While the meaning of these express restrictions may potentially be litigated and debated for years, if interpreted broadly, they will serve to severely restrict the ability of regulatory agencies to take further action on the affected regulations in at least the next two to four years.

Read more: Congress Begins Congressional Review Act Rollbacks of Energy & Environmental Regulations This Week

  1. The Congressional Research Service has calculated that the eligible date to place a rule within the CRA’s jurisdiction is June 13th, 2016. See Christopher M. Davis and Richard S. Beth, Congressional Research Services, Agency Final Rules Submitted on or After June 13, 2016, May Be Subject to Disapproval by the 115th Congress (Dec. 15, 2016), https://fas.org/sgp/crs/misc/IN10437.pdf.

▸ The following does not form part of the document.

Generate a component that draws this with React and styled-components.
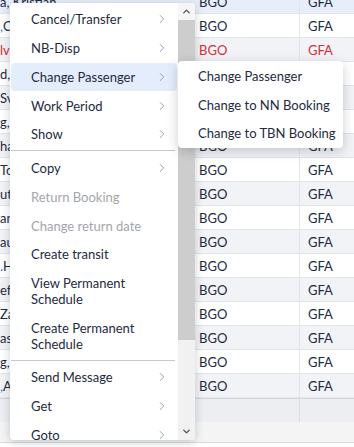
import React from 'react'
import styled, { createGlobalStyle } from 'styled-components'
import { ChevronRight, ChevronUp, ChevronDown } from 'lucide-react'

const GlobalStyle = createGlobalStyle`
  html, body {
    margin: 0;
    padding: 0;
    background: #fff;
  }
  body {
    font-family: Lato, "Noto Sans", sans-serif;
    font-size: 13px;
    color: #1e2a42;
  }
`

const Screen = styled.div`
  position: relative;
  width: 354px;
  height: 447px;
  overflow: hidden;
  background: #fff;
`

const Grid = styled.div`
  display: grid;
  grid-template-columns: 191px 109px 1fr;
  margin-top: -10px;
`

const Cell = styled.div`
  height: 24px;
  box-sizing: border-box;
  display: flex;
  align-items: center;
  padding-left: ${p => (p.first ? '0' : '8px')};
  border-bottom: 1px solid #e2e5ea;
  border-right: ${p => (p.last ? 'none' : '1px solid #e2e5ea')};
  background: ${p => (p.selected ? '#e6eef9' : p.odd ? '#fff' : '#f2f3f6')};
  color: ${p => (p.red ? '#d32f3a' : '#1e2a42')};
  white-space: nowrap;
  overflow: hidden;
`

const Blue = styled.span`
  color: #2f7fd8;
`

const FooterCell = styled.div`
  height: 24px;
  box-sizing: border-box;
  background: #eceef1;
  border-top: 1px solid #d3d6db;
  border-right: ${p => (p.last ? 'none' : '1px solid #dcdfe3')};
`

const BottomBar = styled.div`
  height: 20px;
  background: #f4f4f4;
  border-bottom: 1px solid #dcdcdc;
`

const Menu = styled.div`
  position: absolute;
  left: 10px;
  top: 3px;
  width: 185px;
  height: 437px;
  display: flex;
  background: #fff;
  border-radius: 4px;
  box-shadow: 0 2px 10px rgba(20, 30, 50, 0.22);
  overflow: hidden;
`

const List = styled.div`
  flex: 1;
  padding: 2px 1px;
  overflow: hidden;
`

const Item = styled.div`
  display: flex;
  align-items: center;
  padding: 6.375px 8px 6.375px 20px;
  line-height: 16px;
  border-radius: 4px;
  white-space: nowrap;
  background: ${p => (p.active ? '#e4edfb' : 'transparent')};
  color: ${p => (p.disabled ? '#a3a6ab' : '#1e2a42')};
`

const Label = styled.span`
  flex: 1;
`

const Arrow = styled(ChevronRight)`
  color: #8c929b;
  flex: none;
`

const Separator = styled.div`
  height: 1px;
  margin: 1.5px 2px 2.4px 0;
  background: #c6c8cc;
`

const Scrollbar = styled.div`
  width: 17px;
  display: flex;
  flex-direction: column;
  background: #f1f1f1;
`

const ScrollButton = styled.div`
  height: 17px;
  display: flex;
  align-items: center;
  justify-content: center;
  color: #505050;
  background: ${p => (p.top ? '#f5f5f5' : '#f1f1f1')};
`

const Thumb = styled.div`
  height: 320px;
  background: #cdcdcd;
`

const Track = styled.div`
  flex: 1;
`

const SubMenu = styled.div`
  position: absolute;
  left: 178px;
  top: 61px;
  width: 165px;
  padding: 0.5px 0;
  background: #fff;
  border-radius: 4px;
  box-shadow: 0 3px 12px rgba(20, 30, 50, 0.22);
`

const rows = [
  { name: 'a, Kristian', selected: true },
  { name: <><Blue>,</Blue> C</> },
  { name: 'lvi', red: true },
  { name: 'd,' },
  { name: 'Sve' },
  { name: 'g,' },
  { name: 'ha' },
  { name: 'To' },
  { name: 'ut' },
  { name: 'an' },
  { name: 'au' },
  { name: <><Blue>.</Blue> H</> },
  { name: 'eff' },
  { name: 'Za' },
  { name: 'as' },
  { name: 'g,' },
  { name: <><Blue>,</Blue> A</> },
]

const menuTop = [
  ['Cancel/Transfer', true],
  ['NB-Disp', true],
  ['Change Passenger', true, true],
  ['Work Period', true],
  ['Show', true],
]

const menuMid = [
  ['Copy', true],
  ['Return Booking', false, false, true],
  ['Change return date', false, false, true],
  ['Create transit'],
  ['View Permanent Schedule'],
  ['Create Permanent Schedule'],
]

const menuEnd = [
  ['Send Message', true],
  ['Get', true],
  ['Goto', true],
]

const renderItems = list =>
  list.map(([label, sub, active, disabled]) => (
    <Item key={label} active={active} disabled={disabled}>
      <Label>
        {label.includes('Permanent') ? (
          <>
            {label.replace(' Schedule', '')}
            <br />
            Schedule
          </>
        ) : (
          label
        )}
      </Label>
      {sub && <Arrow size={14} strokeWidth={1.5} />}
    </Item>
  ))

export default function App() {
  return (
    <Screen>
      <GlobalStyle />
      <Grid>
        {rows.map((r, i) => (
          <React.Fragment key={i}>
            <Cell first odd={i % 2} selected={r.selected} red={r.red}>
              {r.name}
            </Cell>
            <Cell odd={i % 2} selected={r.selected} red={r.red}>
              BGO
            </Cell>
            <Cell last odd={i % 2} selected={r.selected} red={r.red}>
              GFA
            </Cell>
          </React.Fragment>
        ))}
        <FooterCell />
        <FooterCell />
        <FooterCell last />
      </Grid>
      <BottomBar />

      <Menu>
        <List>
          {renderItems(menuTop)}
          <Separator />
          {renderItems(menuMid)}
          <Separator />
          {renderItems(menuEnd)}
        </List>
        <Scrollbar>
          <ScrollButton top>
            <ChevronUp size={11} strokeWidth={3} />
          </ScrollButton>
          <Thumb />
          <Track />
          <ScrollButton>
            <ChevronDown size={11} strokeWidth={3} />
          </ScrollButton>
        </Scrollbar>
      </Menu>

      <SubMenu>
        <Item>Change Passenger</Item>
        <Item>Change to NN Booking</Item>
        <Item>Change to TBN Booking</Item>
      </SubMenu>
    </Screen>
  )
}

  2. 5 U.S.C. § 805 (2016). Two federal appeals courts and several federal district courts have examined this section and determined that it unambiguously prohibits judicial review of any question arising under the CRA. Montanans for Multiple Use v. Barbouletos, 568 F.3d 225, 229 (D.C. Cir. 2009); Via Christi Reg’l Med. Ctr. v. Leavitt, 509 F.3d 1259, 1271 n.11 (10th Cir. 2007). See, e.g., United States v. Carlson, 2013 U.S. Dist. LEXIS 130893 (D. Minn. 2013); United States v. Ameren Mo., 2012 U.S. Dist. LEXIS 95065 (E.D. Mo. 2012); Forsyth Mem’l Hosp. v. Sebelius, 667 F. Supp. 2d 143, 150 (D.D.C. 2009); Provena Hosps. v. Sebelius, 662 F. Supp. 2d 140, 154–55 (D.D.C. 2009). One federal district court has reached a contrary conclusion, ruling that it could review a claim based on noncompliance with the CRA. United States v. S. Ind. Gas & Elec. Comp., 2002 U.S. Dist. LEXIS 20936 (S.D. Ind. 2002).
  3. The resolutions may not be filibustered. The Congress can make a non-debatable motion to limit the debate, however. 5 U.S.C. § 802 (d)(2).
  4. Additionally, the House passed the Regulations from the Executive in Need of Scrutiny (REINS) Act on January 5th by a vote of 237-187. This bill requires Agency rules with more than $100 million in economic impact to be approved by both the House and the Senate before taking effect.